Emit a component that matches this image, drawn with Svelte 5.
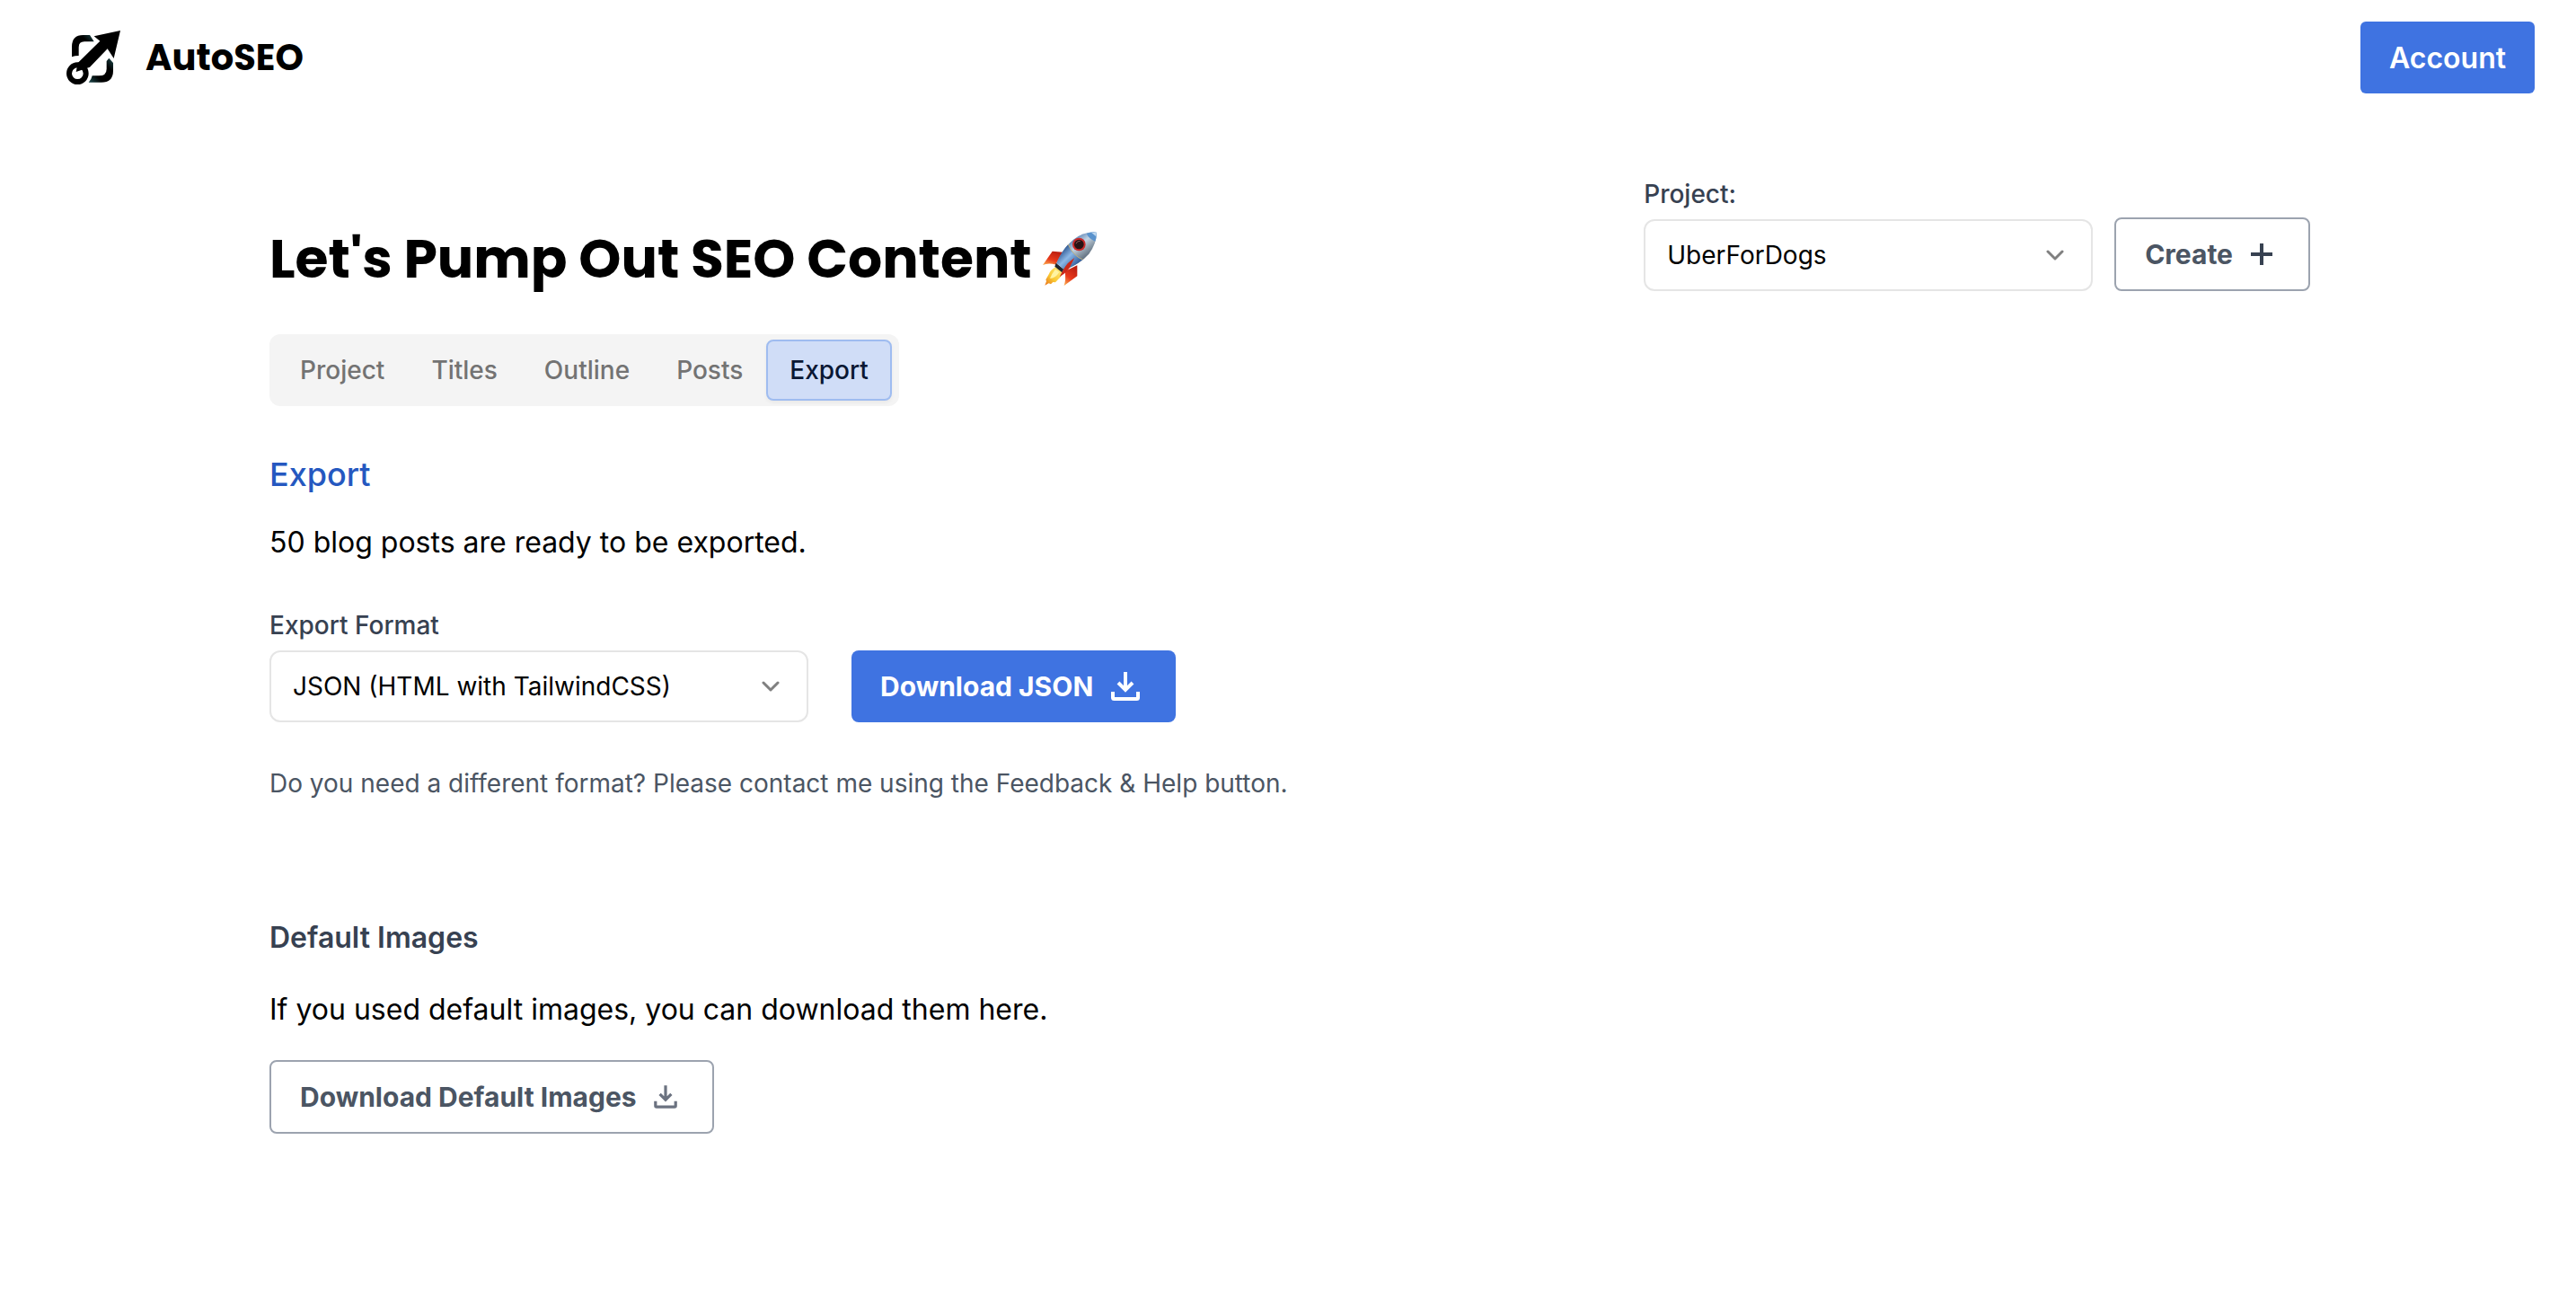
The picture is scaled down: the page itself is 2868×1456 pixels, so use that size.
<script>
  const tabs = ['Project', 'Titles', 'Outline', 'Posts', 'Export'];
  let active = $state('Export');
</script>

{#snippet download()}
  <svg class="icon" viewBox="0 0 40 40" fill="none" stroke="currentColor" stroke-width="4" aria-hidden="true">
    <path d="M20 4v20M12 16l8 8 8-8M6 26v6.500q0 1.500 1.500 1.500h25q1.500 0 1.500-1.500V26" />
  </svg>
{/snippet}

{#snippet chevron()}
  <svg class="chevron" viewBox="0 0 24 24" fill="none" stroke="currentColor" stroke-width="3" stroke-linecap="round" stroke-linejoin="round" aria-hidden="true">
    <path d="M4 8l8 8 8-8" />
  </svg>
{/snippet}

<header>
  <a class="brand" href="/">
    <svg class="logo" viewBox="0 0 180 180" aria-hidden="true">
      <defs>
        <linearGradient id="upper" x1="0" y1="1" x2="1" y2="0">
          <stop offset=".7" stop-color="#000" /><stop offset="1" stop-color="#1f4d50" />
        </linearGradient>
        <linearGradient id="lower" x1="1" y1="0" x2="0" y2="1">
          <stop offset="0" stop-color="#1f4d50" /><stop offset=".3" stop-color="#000" />
          <stop offset=".7" stop-color="#000" /><stop offset="1" stop-color="#1f4d50" />
        </linearGradient>
      </defs>
      <path d="M18 88V54Q18 15 56 15H78L92 37H60Q41 37 41 56V84Q28 84 18 88Z" fill="url(#upper)" />
      <path d="M142 92 156 108V134Q156 173 116 173H74Q84 162 86 151H108Q134 151 134 128V102Z" fill="url(#lower)" />
      <circle cx="37" cy="143" r="28" fill="none" stroke="#000" stroke-width="18" />
      <path d="M180 0 92 19 112 35 38 108 32 138 78 122 137 61 158 93Z" />
    </svg>
    <span>AutoSEO</span>
  </a>
  <button class="account" type="button">Account</button>
</header>

<main>
  <div class="top">
    <h1>Let's Pump Out SEO Content
      <svg class="rocket" viewBox="18 18 180 180" role="img" aria-label="rocket">
        <defs>
          <linearGradient id="hull" x1=".3" y1=".2" x2=".75" y2=".75">
            <stop offset="0" stop-color="#4a76ae" /><stop offset=".4" stop-color="#c3d3e3" />
            <stop offset=".6" stop-color="#9aa9b6" /><stop offset="1" stop-color="#4d5c6c" />
          </linearGradient>
          <linearGradient id="tail" x1=".2" y1=".2" x2=".8" y2=".8">
            <stop offset="0" stop-color="#2d5590" /><stop offset=".45" stop-color="#8cb8e6" />
            <stop offset="1" stop-color="#2f5c9c" />
          </linearGradient>
          <linearGradient id="fin" x1=".7" y1="0" x2=".2" y2="1">
            <stop offset="0" stop-color="#b81d10" /><stop offset=".6" stop-color="#e8391b" />
            <stop offset="1" stop-color="#f9a24a" />
          </linearGradient>
          <linearGradient id="flame" x1="1" y1="0" x2="0" y2="1">
            <stop offset="0" stop-color="#fff08a" /><stop offset=".6" stop-color="#f9c832" />
            <stop offset="1" stop-color="#e8711c" />
          </linearGradient>
        </defs>
        <path d="M86 86 50 83 18 129Q36 120 63 128Z" fill="url(#fin)" />
        <path d="M133 130V166L89 198Q96 178 92 150Z" fill="url(#fin)" />
        <path d="M62 134Q44 145 39 158L28 178 30 183 25 197 38 190 45 193 52 186 60 187 70 176Q84 166 84 148Z" fill="url(#flame)" />
        <path d="M60 143Q47 159 42 174 60 174 73 153Z" fill="#fff3a1" />
        <path d="M62 122 88 143 82 154 58 134Z" fill="#20262d" />
        <path d="M197 20Q156 16 120 44 88 70 64 122L90 145Q143 125 172 92 199 56 197 20Z" fill="url(#hull)" />
        <path d="M103 60Q80 84 64 122L90 145Q126 132 151 111 118 97 103 60Z" fill="url(#tail)" />
        <path d="M103 60Q118 97 151 111" fill="none" stroke="#c1b07a" stroke-width="3" />
        <path d="M164 24Q172 42 193 50 199 34 197 20 180 17 164 24Z" fill="#5a93cd" />
        <path d="M180 20 196 34 197 20Z" fill="#bfd8ef" />
        <path d="M124 105Q114 112 101 124 89 138 74 169 105 150 113 127Z" fill="#cb2919" />
        <circle cx="139" cy="60" r="22" fill="#c92a2a" />
        <circle cx="139" cy="60" r="16" fill="#281315" />
        <path d="M129 58Q132 48 143 49" fill="none" stroke="#8c5559" stroke-width="3" />
      </svg>
    </h1>
    <div class="picker">
      <label for="project">Project:</label>
      <div class="row">
        <div class="select project">
          <select id="project"><option>UberForDogs</option></select>
          {@render chevron()}
        </div>
        <button class="outline create" type="button">Create
          <svg class="icon" viewBox="0 0 32 32" fill="none" stroke="currentColor" stroke-width="4" aria-hidden="true"><path d="M16 4v24M4 16h24" /></svg>
        </button>
      </div>
    </div>
  </div>

  <div class="tabs" role="tablist">
    {#each tabs as tab}
      <button type="button" role="tab" aria-selected={active === tab} class:active={active === tab} onclick={() => (active = tab)}>{tab}</button>
    {/each}
  </div>

  <section class="export">
    <h2>Export</h2>
    <p>50 blog posts are ready to be exported.</p>
    <label for="format">Export Format</label>
    <div class="row wide">
      <div class="select format">
        <select id="format"><option>JSON (HTML with TailwindCSS)</option></select>
        {@render chevron()}
      </div>
      <button class="primary" type="button">Download JSON {@render download()}</button>
    </div>
    <p class="hint">Do you need a different format? Please contact me using the Feedback &amp; Help button.</p>
  </section>

  <section class="images">
    <h3>Default Images</h3>
    <p>If you used default images, you can download them here.</p>
    <button class="outline" type="button">Download Default Images {@render download()}</button>
  </section>
</main>

<style>
  :global(body) { margin: 0; background: #fff; color: #000; font-family: Inter, sans-serif; }
  button, select { font: inherit; color: inherit; margin: 0; cursor: pointer; }
  h1, h2, h3, p { margin: 0; }
  header { display: flex; align-items: center; justify-content: space-between; padding: 24px 46px 0 74px; }
  .brand { display: flex; align-items: center; gap: 28px; color: #000; text-decoration: none; font: 700 40px/56px Poppins, Inter, sans-serif; }
  .logo { width: 60px; height: 60px; }
  .account { height: 80px; padding: 0 32px; border: 0; border-radius: 6px; background: #3f73e1; color: #fff; font-size: 32px; font-weight: 600; }
  main { width: 2272px; max-width: calc(100% - 64px); margin: 0 auto; padding: 92px 0 64px 4px; }
  .top { display: flex; justify-content: space-between; align-items: flex-end; }
  h1 { display: flex; align-items: center; gap: 12px; font: 700 60px/72px Poppins, Inter, sans-serif; }
  .rocket { width: 60px; height: 60px; }
  label { display: block; margin-bottom: 6px; color: #374151; font-size: 28px; line-height: 40px; font-weight: 500; }
  .row { display: flex; align-items: flex-end; gap: 24px; }
  .row.wide { gap: 48px; }
  .select { position: relative; }
  select { appearance: none; width: 100%; height: 80px; padding: 0 80px 0 24px; border: 2px solid #e5e5e5; border-radius: 12px; background: #fff; font-size: 28px; }
  .project { width: 500px; }
  .format { width: 600px; }
  .chevron { position: absolute; right: 30px; top: 28px; width: 24px; height: 24px; color: #808080; pointer-events: none; }
  .outline, .primary { display: inline-flex; align-items: center; gap: 16px; border-radius: 8px; font-size: 30px; font-weight: 700; }
  .outline { height: 82px; padding: 0 36px 0 32px; border: 2px solid #9ca3af; background: #fff; color: #4b5563; }
  .primary { height: 80px; padding: 0 36px 0 32px; border: 0; background: #3f73e1; color: #fff; }
  .outline .icon { width: 32px; height: 32px; color: #6b7280; }
  .create .icon { color: #374151; }
  .primary .icon { width: 40px; height: 40px; }
  .tabs { display: inline-flex; margin-top: 48px; padding: 6px 8px; border-radius: 12px; background: #f4f4f4; }
  .tabs button { height: 68px; padding: 0 24px; border: 2px solid transparent; border-radius: 8px; background: none; color: #737373; font-size: 28px; font-weight: 500; }
  .tabs .active { border-color: #9fbcf0; background: #d0ddf7; color: #0a1733; box-shadow: 0 2px 4px rgb(0 0 0 / 5%); }
  .export { margin-top: 48px; }
  h2 { color: #2558c0; font-size: 36px; line-height: 56px; font-weight: 500; }
  p { font-size: 32px; line-height: 48px; }
  .export p { margin-top: 24px; }
  .export label { margin: 48px 0 8px; }
  .export .hint { margin-top: 48px; color: #4b5563; font-size: 28px; line-height: 40px; }
  .images { margin-top: 128px; }
  h3 { color: #374151; font-size: 32px; line-height: 48px; font-weight: 600; }
  .images p { margin: 32px 0; }
</style>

WHAT IS EXPECTED — Read the data above. Pull out each line in which the string "that" appears.

FINAL ANSWER —
Emit a component that matches this image, drawn with Svelte 5.
The picture is scaled down: the page itself is 2868×1456 pixels, so use that size.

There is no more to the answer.